Drive thy business

“Drive thy business, or it will drive thee” – Benjamin Franklin
Owners of less successful businesses work just as hard, and usually even much harder, than owners of successful businesses. For the latter, their hard work is justly rewarded by increasing profits and a growing business. While for the former, the reward is frustration, exhaustion and stress.
It is understandable for entrepreneurs to run everything in the business, especially in the early stages. You run the production, marketing, distribution, purchasing and finance. For a very small business you can manage. But as the business grows, so do the tasks that need to be managed; and it becomes overwhelming for one person.
Some entrepreneurs, even after hiring workers, continue to micro-manage every aspect of the business. Employees cannot make even small decisions or perform any work without your direct authorization and supervision. The day you fall ill, business grinds to a halt.
Such is the scenario at the majority of SMEs. As such, the business has no value without the owner. You cannot sell it. The day you die is the end of the business. There will be nothing left to show for your long years of hard work. If you are in such a situation you are no different from a self-employed person.
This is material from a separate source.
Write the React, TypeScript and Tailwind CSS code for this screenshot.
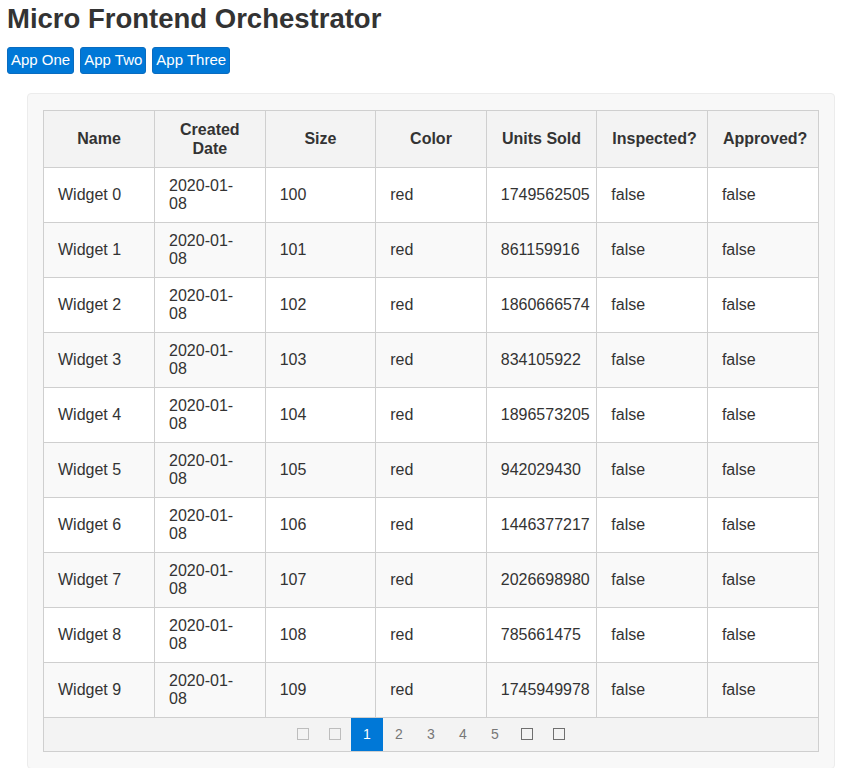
import React from "react";

type Widget = {
  name: string;
  created: string;
  size: number;
  color: string;
  unitsSold: number;
  inspected: boolean;
  approved: boolean;
};

const units = [
  1749562505, 861159916, 1860666574, 834105922, 1896573205,
  942029430, 1446377217, 2026698980, 785661475, 1745949978,
];

const widgets: Widget[] = units.map((u, i) => ({
  name: `Widget ${i}`,
  created: "2020-01-08",
  size: 100 + i,
  color: "red",
  unitsSold: u,
  inspected: false,
  approved: false,
}));

const headers = ["Name", "Created Date", "Size", "Color", "Units Sold", "Inspected?", "Approved?"];

function Box({ light }: { light?: boolean }) {
  return (
    <span
      className={
        "inline-block w-[12px] h-[12px] border " +
        (light ? "border-[#bdbdbd]" : "border-[#6f6f6f] border-[1.5px]")
      }
    />
  );
}

function Pager() {
  return (
    <div className="flex justify-center items-stretch h-[33px] bg-[#f3f3f3] text-[14px] text-[#777]">
      <button className="w-8 flex items-center justify-center"><Box light /></button>
      <button className="w-8 flex items-center justify-center"><Box light /></button>
      <button className="w-8 flex items-center justify-center bg-[#0078d7] text-white">1</button>
      {[2, 3, 4, 5].map((n) => (
        <button key={n} className="w-8 flex items-center justify-center">{n}</button>
      ))}
      <button className="w-8 flex items-center justify-center"><Box /></button>
      <button className="w-8 flex items-center justify-center"><Box /></button>
    </div>
  );
}

export default function App() {
  return (
    <div className="px-[7px] text-[#333] font-['Liberation_Sans',Arial,sans-serif]">
      <h1 className="text-[27.5px] font-bold leading-[38px]">Micro Frontend Orchestrator</h1>
      <div className="flex gap-[6px] mt-[9px]">
        {["App One", "App Two", "App Three"].map((t) => (
          <button
            key={t}
            className="h-[27px] px-[3px] bg-[#0078d7] text-white text-[15px] rounded-[3px] border border-[#0a6cc0]"
          >
            {t}
          </button>
        ))}
      </div>
      <div className="ml-5 mr-px mt-[19px] bg-[#f8f8f8] border border-[#ececec] rounded-[4px] px-[15px] pt-4 pb-4">
        <div className="border border-[#cfcfcf]">
          <table className="w-full border-collapse table-fixed text-[16px]">
            <thead>
              <tr className="h-[56px] bg-[#f3f3f3]">
                {headers.map((h, i) => (
                  <th
                    key={h}
                    className={
                      "font-bold px-[15px] leading-[19px] text-center border-b border-[#cfcfcf] " +
                      (i > 0 ? "border-l" : "")
                    }
                  >
                    {h}
                  </th>
                ))}
              </tr>
            </thead>
            <tbody>
              {widgets.map((w, r) => (
                <tr key={w.name} className={"h-[55px] " + (r % 2 ? "bg-[#f9f9f9]" : "bg-white")}>
                  {[w.name, w.created, w.size, w.color, w.unitsSold, String(w.inspected), String(w.approved)].map(
                    (v, i) => (
                      <td
                        key={i}
                        className={
                          "px-[14px] leading-[18px] border-b border-[#cfcfcf] " + (i > 0 ? "border-l" : "")
                        }
                      >
                        {v}
                      </td>
                    )
                  )}
                </tr>
              ))}
            </tbody>
          </table>
          <Pager />
        </div>
      </div>
    </div>
  );
}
But I’m sure every entrepreneur wants to grow their business, make money and retire early. To do that, learn from how big companies operate. Look at a company like OK Zimbabwe. The executives are not involved in the day to day activities of the company. There has never been a day when OK branches failed to open because Mr. Zireva was sick or had to attend a funeral. Top management can go for a two week strategic planning session and no-one will notice their absence. This is because the company has in place business systems that enable everything to move like clockwork without management’s daily direct involvement.
As you grow your business, you need to have in place business systems covering the Key Business Areas and the Key Result Areas. Properly set up systems that are followed and monitored give you peace of mind. Your employees enjoy their work and are more confident because you give them power and responsibility.
Many studies have shown that businesses with weak systems seldom achieve efficiencies above 66%. While 100% efficiency is impossible to achieve, a good system can easily increase efficiency by up to 30%. The financial cost of not having a good business system is obvious. What is not so obvious is the impact of poor systems on your customers. The total profit lost can easily be double this amount when you account for the loss of sales.
When you have a good business management system, you will:
• Increase Your Productivity
• Reduce Your Costs
• Reduce Staff Turnover
• Increase Your Profits and Value of Your Business
• Reduce Your Business’ Dependence on You
• Create a Salable Asset
Ultimately, you will Have a Business the Runs Without You.